They are working with technology company Afrotech on the Droneport project, which will see its pilot scheme completed in Rwanda by 2020.
The project aims to offer an "affordable alternative that can complement road-based deliveries" of medical equipment within the mountainous country by using drones.
Although drones are already widely used for filming and surveillance, designers and companies have been exploring ways to use them for delivery services and medical aid.
A TU Delft graduate developed an unmanned aerial vehicle with built-in defibrillation equipment that could fly to a patient suffering from a heart attack in a fraction of the time it would take an ambulance to drive. Both Amazon and Google have been testing drone delivery systems.
It is estimated that just one third of Africa's population live within a mile of an all-season road, making it difficult to transport medical supplies to remote parts of the continent.
With the current infrastructure unable to expand quickly enough to deal with Africa's growing population – set to double to 2.2 billion by 2050 – Foster + Partners said there must be an "infrastructural leap."
The Droneport will operate two parallel networks: the Redline using smaller drones to deliver medical and emergency supplies weighing up to 10 kilograms and a commercial network called the Blueline transporting equipment, electronics and e-commerce items weighing up to 100 kilograms.
"Africa is a continent where the gap between the population and infrastructural growth is increasing exponentially," said Norman Foster. "The dearth of terrestrial infrastructure has a direct impact on the ability to deliver life-giving supplies, indeed where something as basic as blood is not always available for timely treatment."
"We require immediate bold, radical solutions to address this issue," he added. "The Droneport project is about doing more with less, capitalising on the recent advancements in drone technology – something that is usually associated with war and hostilities – to make an immediate life-saving impact in Africa."
Work is set to begin on the Rwandan scheme in 2016 and complete by 2020. The Droneport will take the form of a row of vaulted brick structures and will host a medical centre, post and courier rooms as well as an e-commerce trading hub and a drone manufacturer. It is estimated that drones flying from the port will be able to cover 44 per cent of Rwanda.

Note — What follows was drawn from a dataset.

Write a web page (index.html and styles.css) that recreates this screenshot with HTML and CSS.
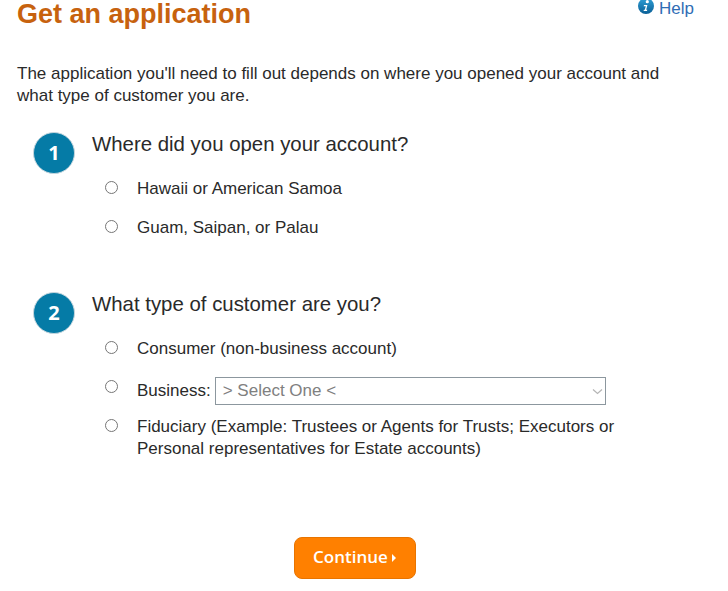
FILE: index.html
```html
<!DOCTYPE html>
<html lang="en">
<head>
<meta charset="utf-8">
<title>Get an application</title>
<link rel="stylesheet" href="styles.css">
</head>
<body>
<main class="page">
  <header class="top">
    <h1 class="title">Get an application</h1>
    <a class="help" href="#">
      <svg class="help-icon" viewBox="0 0 16 16" aria-hidden="true">
        <defs><linearGradient id="ig" x1="0" y1="0" x2="0" y2="1"><stop offset="0" stop-color="#2f9fd6"/><stop offset="1" stop-color="#0a5f96"/></linearGradient></defs>
        <circle cx="8" cy="8" r="8" fill="url(#ig)"/>
        <circle cx="9.300" cy="3.700" r="1.600" fill="#fff"/>
        <path d="M6 7h3.400L8.200 11.800h1.100l-.3 1.200H5.600l.3-1.200h.9L7.800 8.200H5.700z" fill="#fff"/>
      </svg>Help</a>
  </header>
  <p class="intro">The application you'll need to fill out depends on where you opened your account and what type of customer you are.</p>

  <section class="step step-one">
    <div class="badge">1</div>
    <div class="step-body">
      <h2 class="question">Where did you open your account?</h2>
      <label class="option"><input type="radio" name="where"><span>Hawaii or American Samoa</span></label>
      <label class="option"><input type="radio" name="where"><span>Guam, Saipan, or Palau</span></label>
    </div>
  </section>

  <section class="step step-two">
    <div class="badge">2</div>
    <div class="step-body">
      <h2 class="question">What type of customer are you?</h2>
      <label class="option"><input type="radio" name="type"><span>Consumer (non-business account)</span></label>
      <div class="option option-select"><input type="radio" name="type"><span>Business:</span><select class="select"><option>&gt; Select One &lt;</option></select></div>
      <label class="option option-long"><input type="radio" name="type"><span class="long-text">Fiduciary (Example: Trustees or Agents for Trusts; Executors or Personal representatives for Estate accounts)</span></label>
    </div>
  </section>

  <div class="actions"><button class="continue" type="button"><span class="continue-label">Continue</span><span class="caret"></span></button></div>
</main>
</body>
</html>
```

FILE: styles.css
```css
* { box-sizing: border-box; }
html, body { margin: 0; padding: 0; background: #fff; }
body { font-family: "Liberation Sans", Arial, sans-serif; font-size: 17px; line-height: 22px; color: #2a2a2a; overflow: hidden; }
.page { width: 728px; height: 591px; padding: 0 34px 0 17px; }
.top { display: flex; justify-content: space-between; align-items: flex-start; }
.title { margin: 0; font-size: 27px; line-height: 28px; font-weight: 700; color: #c7620e; }
.help { display: flex; align-items: flex-start; gap: 5px; color: #2f6db5; text-decoration: none; font-size: 17px; line-height: 18px; }
.help-icon { width: 16px; height: 16px; margin-top: -2px; }
.intro { margin: 35px 0 0; }
.step { display: flex; margin-left: 16px; }
.step-one { margin-top: 24px; }
.step-two { margin-top: 52px; }
.badge { flex: none; width: 42px; height: 42px; margin-top: 1px; border-radius: 50%; background: #057ba6; border: 1px solid #c4d6de; color: #fff; font-family: "Open Sans", sans-serif; font-weight: 700; font-size: 20px; line-height: 40px; text-align: center; }
.step-body { margin-left: 17px; flex: 1; }
.question { margin: 0; font-size: 20.4px; line-height: 26px; font-weight: 400; }
.option { display: flex; align-items: flex-start; margin: 0 0 0 13px; }
.option input { appearance: none; flex: none; width: 13px; height: 13px; margin: 3px 19px 0 0; border: 1.5px solid #767676; border-radius: 50%; background: #fff; }
.question + .option { margin-top: 21px; }
.option + .option { margin-top: 17px; }
.option + .option-select { align-items: center; margin-top: 17px; height: 28px; }
.option-select input { margin-top: -9px; }
.option-select + .option-long { margin-top: 11px; }
.long-text { max-width: 490px; }
.select { appearance: none; width: 391px; height: 28px; margin-left: 4px; padding: 0 7px 2px; border: 1px solid #8c979e; border-radius: 0; background: #fff url("data:image/svg+xml,%3Csvg xmlns='http://www.w3.org/2000/svg' width='11' height='7'%3E%3Cpath d='M1 1.500l4.500 4 4.500-4' fill='none' stroke='%23b5b5b5' stroke-width='1.200'/%3E%3C/svg%3E") no-repeat right 2px center; color: #808080; font-family: "Liberation Sans", Arial, sans-serif; font-size: 17px; }
.actions { display: flex; justify-content: center; margin-top: 77px; padding-right: 2px; }
.continue { display: flex; align-items: center; justify-content: center; width: 122px; height: 42px; padding: 0 0 3px; border: 1px solid #e87400; border-radius: 8px; background: #ff8000; color: #fff; font-family: "Open Sans", sans-serif; font-weight: 600; font-size: 17px; }
.caret { width: 0; height: 0; margin: 3px 0 0 4px; border-left: 4px solid #fff; border-top: 4px solid transparent; border-bottom: 4px solid transparent; }
```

The firm sees the potential for drone ports to become as commonplace as petrol stations and there are plans to expand the scheme across Rwanda and into neighbouring countries such as the Democratic Republic of Congo.
"The Droneport offers a new typology for a building which we hope will grow into a ubiquitous presence, much like petrol stations have become dispersed infrastructure for road traffic," said the architects.